Other interviews were gut-busting-ly funny, sometimes to the point of being awkward, like Maher’s interview with “ex-gay” pastor John Wescott. Just watch, and if you don’t cringe, I’ll give you a dollar! Democratic senator Mark Pryor is on tape admitting that the earth might be 5,000 years old. The creationist movement’s Ken Ham is interviewed just after a shot of a triceratops with a saddle on it.

After getting booted from the Vatican, Maher’s interview with a crotchety old priest is a gem. Being questioned about the church’s condemnation of sinners to Hell, the priest says: “That’s all nonsense. That’s the old Catholic church.” Well, that’s good to hear!

Brilliantly incorporated archived footage of political coverage, televangelists, and world events gives the presentation an extra-outrageous appeal. One of those is of Kirk Cameron and his usual spewing forth of ignorance, this time on making converts. The believer must “learn to circumvent or go around the person’s intellect.” Yep, that’s what the religious must do to convert anyone. If you think about it, it all falls apart. Don’t think! Just believe!

Religious idiocy is cleverly exploited as Rabbi Schmuel Strauss is interviewed. The man works for The Institute of Science and Halacha, inventing products that allow for modern conveniences without breaking the Sabbath. A phone is showcased that can dial itself. If you put a stylus in a number of the number you want to dial, the phone will stop inhibiting dialing at the number, which it tries to do automatically every second, so as to not violate one of the 39 prohibitions set by modern Jewish leadership against pushing buttons, and therefore, allowing the use of a phone on the Sabbath.
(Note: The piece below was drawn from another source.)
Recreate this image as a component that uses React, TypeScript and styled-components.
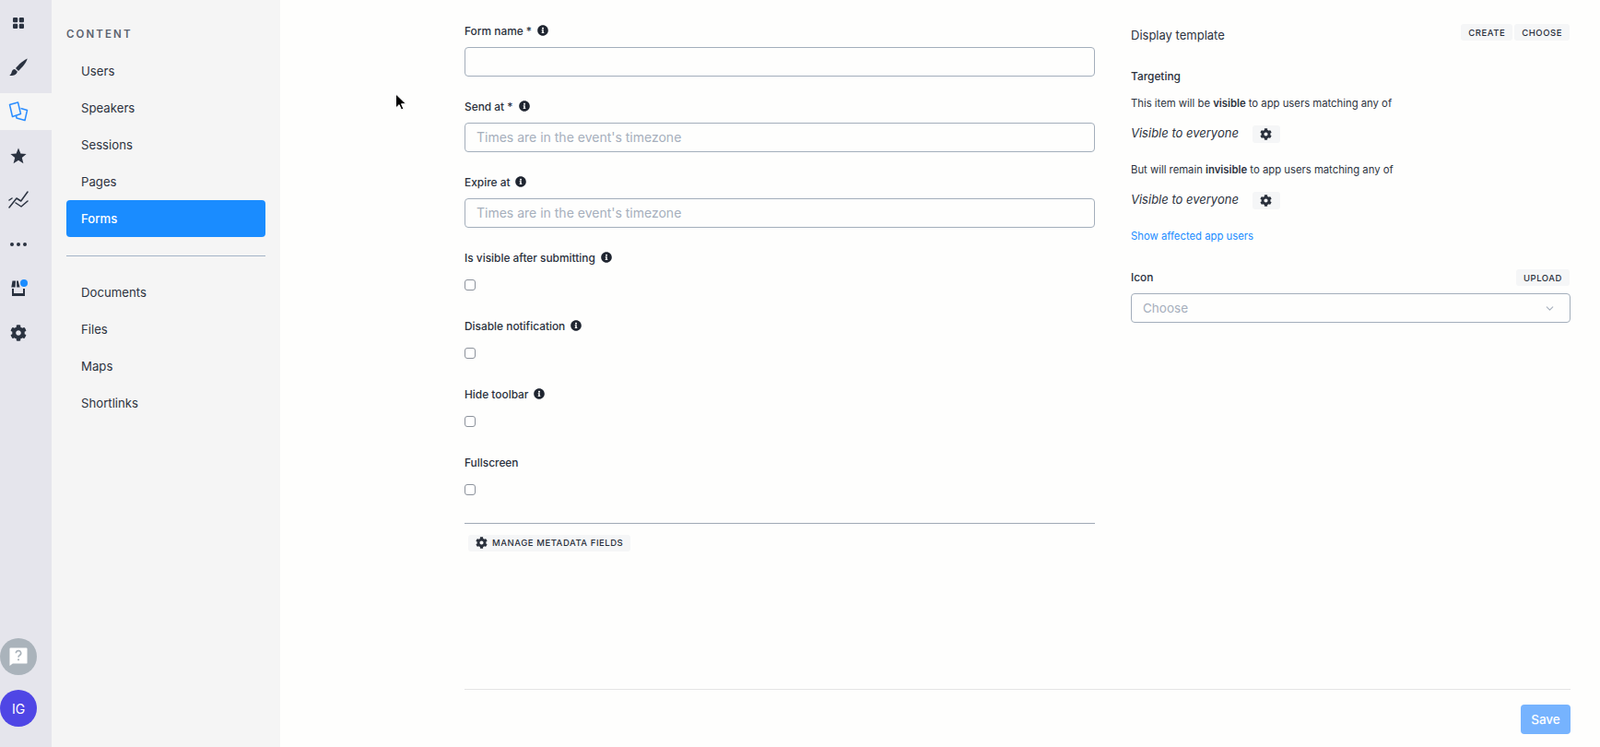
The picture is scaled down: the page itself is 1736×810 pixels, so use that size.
import React from "react";
import styled, { createGlobalStyle } from "styled-components";
import { FaCog, FaInfoCircle } from "react-icons/fa";
import { FiChevronDown } from "react-icons/fi";

const Global = createGlobalStyle`
  html, body { margin: 0; padding: 0; height: 100%; }
  body { font-family: Inter, "Liberation Sans", sans-serif; color: #2d3340; background: #fefefd; overflow: hidden; }
  * { box-sizing: border-box; }
`;

const Page = styled.div`
  display: flex;
  width: 100%;
  height: 810px;
  position: relative;
`;
const Rail = styled.nav`
  width: 56px;
  flex: none;
  background: #e5e5ec;
  display: flex;
  flex-direction: column;
  padding-top: 5px;
  gap: 8px;
`;
const RailItem = styled.div<{ $active?: boolean }>`
  height: 40px;
  display: flex;
  align-items: center;
  justify-content: center;
  padding-right: 16px;
  position: relative;
  color: #2a3240;
  background: ${(p) => (p.$active ? "#f5f5f5" : "transparent")};
`;
const RailBottom = styled.div`
  margin-top: auto;
  padding-bottom: 22px;
  display: flex;
  flex-direction: column;
  gap: 16px;
`;
const Round = styled.div<{ $bg: string }>`
  width: 40px;
  height: 40px;
  border-radius: 50%;
  background: ${(p) => p.$bg};
  color: #fff;
  font-size: 14px;
  font-weight: 400;
  display: flex;
  align-items: center;
  justify-content: center;
`;
const Dot = styled.span`
  position: absolute;
  top: 10px;
  left: 22px;
  width: 8px;
  height: 8px;
  border-radius: 50%;
  background: #1a8cff;
`;
const Panel = styled.aside`
  width: 248px;
  flex: none;
  background: #f5f5f5;
  padding: 29px 16px 0;
`;
const PanelTitle = styled.div`
  font-size: 11.5px;
  line-height: 16px;
  font-weight: 600;
  letter-spacing: 2.1px;
  color: #5b626e;
  margin-bottom: 12px;
`;
const NavItem = styled.div<{ $active?: boolean }>`
  height: 40px;
  display: flex;
  align-items: center;
  padding-left: 16px;
  font-size: 13.2px;
  border-radius: 4px;
  font-weight: ${(p) => (p.$active ? 500 : 400)};
  background: ${(p) => (p.$active ? "#1a8cff" : "transparent")};
  color: ${(p) => (p.$active ? "#fff" : "#2d3340")};
`;
const NavDivider = styled.hr`
  border: 0;
  border-top: 1px solid #a3b3c7;
  margin: 20px 0 19px;
`;
const Main = styled.main`
  flex: 1;
  min-width: 0;
  display: flex;
  flex-direction: column;
  padding: 23px 32px 0 200px;
`;
const Columns = styled.div`
  display: flex;
  gap: 39px;
  flex: 1;
`;
const FormColumn = styled.section`
  width: 684px;
  flex: none;
`;
const SideColumn = styled.section`
  flex: 1;
  min-width: 0;
  font-size: 12px;
`;
const Field = styled.div`
  margin-bottom: 22px;
`;
const CheckField = styled.div`
  height: 74px;
`;
const Label = styled.div`
  display: flex;
  align-items: center;
  gap: 6px;
  height: 20px;
  font-size: 11.9px;
  font-weight: 500;
  color: #2a303c;
  margin-bottom: 8px;
  svg { font-size: 12px; color: #1f2530; margin-top: -1px; }
`;
const CheckLabel = styled(Label)`
  margin-bottom: 14px;
`;
const TextBox = styled.input`
  display: block;
  width: 100%;
  height: 32px;
  border: 1px solid #a3aebb;
  border-radius: 4px;
  background: #fefefd;
  padding: 0 12px 1px;
  font: 400 14px Inter, "Liberation Sans", sans-serif;
  &::placeholder { color: #a6afbc; opacity: 1; }
`;
const Check = styled.input.attrs({ type: "checkbox" })`
  appearance: none;
  display: block;
  width: 12px;
  height: 12px;
  margin: 0;
  background: #fff;
  border: 1px solid #8c929b;
  border-radius: 3px;
`;
const FormRule = styled.hr`
  border: 0;
  border-top: 1px solid #a0a9b5;
  margin: 2px 0 11px;
`;
const SmallButton = styled.button`
  display: inline-flex;
  align-items: center;
  justify-content: center;
  gap: 5px;
  height: 18px;
  padding: 0 8px;
  border: 0;
  border-radius: 3px;
  background: #f5f6f7;
  color: #2a303c;
  font: 500 9.5px Inter, "Liberation Sans", sans-serif;
  letter-spacing: 0.55px;
  text-transform: uppercase;
  svg { font-size: 13px; }
`;
const ManageButton = styled(SmallButton)`
  margin-left: 4px;
`;
const GearButton = styled(SmallButton)`
  width: 30px;
  height: 19px;
  padding: 0;
  margin: 2px 0 0 -1px;
`;
const HeadRow = styled.div`
  display: flex;
  align-items: center;
  justify-content: space-between;
  height: 30px;
  margin-bottom: 22px;
  padding-right: 1px;
`;
const TemplateTitle = styled.div`
  font-size: 13px;
  color: #2d3340;
`;
const ButtonGroup = styled.div`
  display: flex;
  gap: 2px;
  margin-top: -6px;
`;
const SideHeading = styled.div`
  font-size: 11.9px;
  line-height: 16px;
  font-weight: 500;
  color: #2a303c;
  margin-bottom: 13px;
`;
const IconHeading = styled(SideHeading)`
  margin-bottom: 0;
`;
const SideText = styled.div`
  font-size: 11.3px;
  line-height: 16px;
  color: #2d3340;
  strong { font-weight: 600; }
`;
const RuleRow = styled.div`
  display: flex;
  align-items: center;
  gap: 16px;
  height: 20px;
  margin: 14px 0 22px;
`;
const Everyone = styled.em`
  font-size: 13px;
  color: #2d3340;
`;
const LinkText = styled.a`
  display: block;
  font-size: 11.3px;
  line-height: 16px;
  color: #1a8cff;
  margin-top: 2px;
  margin-bottom: 28px;
`;
const IconRow = styled.div`
  display: flex;
  align-items: center;
  justify-content: space-between;
  height: 18px;
  margin-bottom: 8px;
  padding-right: 1px;
`;
const SelectBox = styled.div`
  height: 32px;
  border: 1px solid #a3aebb;
  border-radius: 4px;
  display: flex;
  align-items: center;
  justify-content: space-between;
  padding: 0 15px 0 12px;
  font-size: 13.5px;
  color: #a6afbc;
  svg { font-size: 13px; color: #a6afbc; }
`;
const Footer = styled.footer`
  height: 63px;
  flex: none;
  border-top: 1px solid #e4e4e4;
  display: flex;
  justify-content: flex-end;
  padding-top: 16px;
`;
const SaveButton = styled.button`
  width: 54px;
  height: 32px;
  border: 0;
  border-radius: 4px;
  background: #76b3fe;
  color: #fff;
  font: 500 13.5px Inter, "Liberation Sans", sans-serif;
`;
const Pointer = styled.svg`
  position: absolute;
  left: 428px;
  top: 101px;
  width: 14px;
  height: 20px;
`;

const GridIcon = () => (
  <svg width="14" height="14" viewBox="0 0 14 14" fill="currentColor">
    <rect x="1" y="1" width="5.2" height="5.2" rx="1.2" />
    <rect x="7.8" y="1" width="5.2" height="5.2" rx="1.2" />
    <rect x="1" y="7.8" width="5.2" height="5.2" rx="1.2" />
    <rect x="7.8" y="7.8" width="5.2" height="5.2" rx="1.2" />
  </svg>
);
const BrushIcon = () => (
  <svg width="20" height="20" viewBox="0 0 20 20" fill="currentColor">
    <path d="M19.7.5C16 2 10 7 7 11l3 3C14 10 18.6 5 19.7.5Z" />
    <path d="M6 12C3 12 3 15 2 17c-1 1-1.5 1.5-1.5 2 3.5.5 8-1 8.3-4.5Z" />
  </svg>
);
const PagesIcon = () => (
  <svg width="22" height="22" viewBox="0 0 22 22" fill="none" stroke="#2a8dff" strokeWidth="1.5" strokeLinejoin="round">
    <path d="M1.5 3.5 10.5 1 13.5 13.5 4.5 16.5Z" />
    <path d="M13.5 7.5 20.5 9.5 18 20.5 9 18 8.5 15.5" />
  </svg>
);
const StarIcon = () => (
  <svg width="18" height="18" viewBox="0 0 18 18" fill="currentColor">
    <path d="M9 .6 11.4 6.6 17.6 7 12.8 11 14.4 17.2 9 13.8 3.6 17.2 5.2 11 .4 7 6.6 6.6Z" />
  </svg>
);
const ChartIcon = () => (
  <svg width="22" height="20" viewBox="0 0 22 20" fill="none" stroke="currentColor" strokeWidth="1.5" strokeLinejoin="round" strokeLinecap="round">
    <path d="M1 18 9 8 13.7 11 21 1" />
    <path d="M8 13 14 17 21 11" />
    <path d="M1 10 4 8" />
  </svg>
);
const DotsIcon = () => (
  <svg width="20" height="6" viewBox="0 0 20 6" fill="currentColor">
    <circle cx="3" cy="3" r="2" />
    <circle cx="10" cy="3" r="2" />
    <circle cx="17" cy="3" r="2" />
  </svg>
);
const StoreIcon = () => (
  <svg width="16" height="18" viewBox="0 0 16 18" fill="currentColor">
    <path d="M1.5.5H5L4.6 7.5H.3ZM6 .5H7.8L9.5 7.5H6.2Z" />
    <path d="M1 9H3V14H13V9H15V17H1Z" />
  </svg>
);
const HelpIcon = () => (
  <svg width="20" height="20" viewBox="0 0 21 21">
    <path d="M.5 1.5a1 1 0 0 1 1-1h18a1 1 0 0 1 1 1v16a1 1 0 0 1-1 1H4l-3.5 2.5Z" fill="#fff" />
    <path d="M7.7 6.6a2.8 2.8 0 1 1 4.2 2.4c-.9.5-1.4 1-1.4 2.2" fill="none" stroke="#aab3bb" strokeWidth="1.7" />
    <circle cx="10.5" cy="14" r="1.1" fill="#aab3bb" />
  </svg>
);

const PLACEHOLDER = "Times are in the event's timezone";

export default function App() {
  return (
    <Page>
      <Global />
      <Rail>
        <RailItem><GridIcon /></RailItem>
        <RailItem><BrushIcon /></RailItem>
        <RailItem $active><PagesIcon /></RailItem>
        <RailItem><StarIcon /></RailItem>
        <RailItem><ChartIcon /></RailItem>
        <RailItem><DotsIcon /></RailItem>
        <RailItem><StoreIcon /><Dot /></RailItem>
        <RailItem><FaCog size={18} /></RailItem>
        <RailBottom>
          <Round $bg="#aab3bb"><HelpIcon /></Round>
          <Round $bg="#4f46e5">IG</Round>
        </RailBottom>
      </Rail>
      <Panel>
        <PanelTitle>CONTENT</PanelTitle>
        <NavItem>Users</NavItem>
        <NavItem>Speakers</NavItem>
        <NavItem>Sessions</NavItem>
        <NavItem>Pages</NavItem>
        <NavItem $active>Forms</NavItem>
        <NavDivider />
        <NavItem>Documents</NavItem>
        <NavItem>Files</NavItem>
        <NavItem>Maps</NavItem>
        <NavItem>Shortlinks</NavItem>
      </Panel>
      <Main>
        <Columns>
          <FormColumn>
            <Field>
              <Label>Form name * <FaInfoCircle /></Label>
              <TextBox />
            </Field>
            <Field>
              <Label>Send at * <FaInfoCircle /></Label>
              <TextBox placeholder={PLACEHOLDER} />
            </Field>
            <Field>
              <Label>Expire at <FaInfoCircle /></Label>
              <TextBox placeholder={PLACEHOLDER} />
            </Field>
            <CheckField>
              <CheckLabel>Is visible after submitting <FaInfoCircle /></CheckLabel>
              <Check />
            </CheckField>
            <CheckField>
              <CheckLabel>Disable notification <FaInfoCircle /></CheckLabel>
              <Check />
            </CheckField>
            <CheckField>
              <CheckLabel>Hide toolbar <FaInfoCircle /></CheckLabel>
              <Check />
            </CheckField>
            <CheckField>
              <CheckLabel>Fullscreen</CheckLabel>
              <Check />
            </CheckField>
            <FormRule />
            <ManageButton><FaCog /> Manage metadata fields</ManageButton>
          </FormColumn>
          <SideColumn>
            <HeadRow>
              <TemplateTitle>Display template</TemplateTitle>
              <ButtonGroup>
                <SmallButton>Create</SmallButton>
                <SmallButton>Choose</SmallButton>
              </ButtonGroup>
            </HeadRow>
            <SideHeading>Targeting</SideHeading>
            <SideText>This item will be <strong>visible</strong> to app users matching any of</SideText>
            <RuleRow>
              <Everyone>Visible to everyone</Everyone>
              <GearButton><FaCog /></GearButton>
            </RuleRow>
            <SideText>But will remain <strong>invisible</strong> to app users matching any of</SideText>
            <RuleRow>
              <Everyone>Visible to everyone</Everyone>
              <GearButton><FaCog /></GearButton>
            </RuleRow>
            <LinkText>Show affected app users</LinkText>
            <IconRow>
              <IconHeading>Icon</IconHeading>
              <SmallButton>Upload</SmallButton>
            </IconRow>
            <SelectBox>
              Choose
              <FiChevronDown />
            </SelectBox>
          </SideColumn>
        </Columns>
        <Footer>
          <SaveButton>Save</SaveButton>
        </Footer>
      </Main>
      <Pointer viewBox="0 0 14 20">
        <path d="M1.5 1v15l3.6-3.4 2.4 5.4 2.4-1-2.4-5.3h5Z" fill="#000" stroke="#fff" strokeWidth="1" />
      </Pointer>
    </Page>
  );
}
Things get more comical with a wheelchair propelled by air thrust to avoid anyone having to push it on the Sabbath.

Maher interviews Jose Luis De Jesus Miranda, a man with 100,000 followers worldwide who believes himself to be the second incarnation of Christ. A radical Muslim Aki Nawaz is interviewed, a man who raps about and openly believes in suicide bombings, and upholds the death threats made against Salmon Rushdie.

On faith, Maher says “Faith means making a virtue out of not thinking.” And “Those who preach faith and enable it and elevate it are intellectual slaveholders.” It is religion that destroys mankind. “Religion must die for mankind to live.”

The conclusion is that religion is crazy – crazy funny – but mostly just crazy. Religious people are crazy. Their religion makes them that way. Religulous is about getting the world humble enough to admit that anyone can be wrong—adored religious saints and their holy books alike. If the things religious people believe were found in any other book, they’d be denied and called fairy tales. But since those things are in the Bible, they’re given a pass on conforming to rationality. None of their proponents know what they are talking about and have no more certainty in answering life’s big questions as their fellow religious loudmouths or your local “I’ll believe it when I see it” village atheist.

Religulous is 100 minutes and 56 seconds of realism with comic relief where Christians, Jews, Muslims, and others all get roasted. Spliced in with the interviews are charts, facts, and movie clips that will probably have you rolling laughing. The open-minded and non-fundamentalist religionists are encouraged to see the film as it will provide great entertainment. If you are a closed-minded, straight-laced fundamentalist, run. But if you do decide to see it, be prepared to throw a shoe at the screen.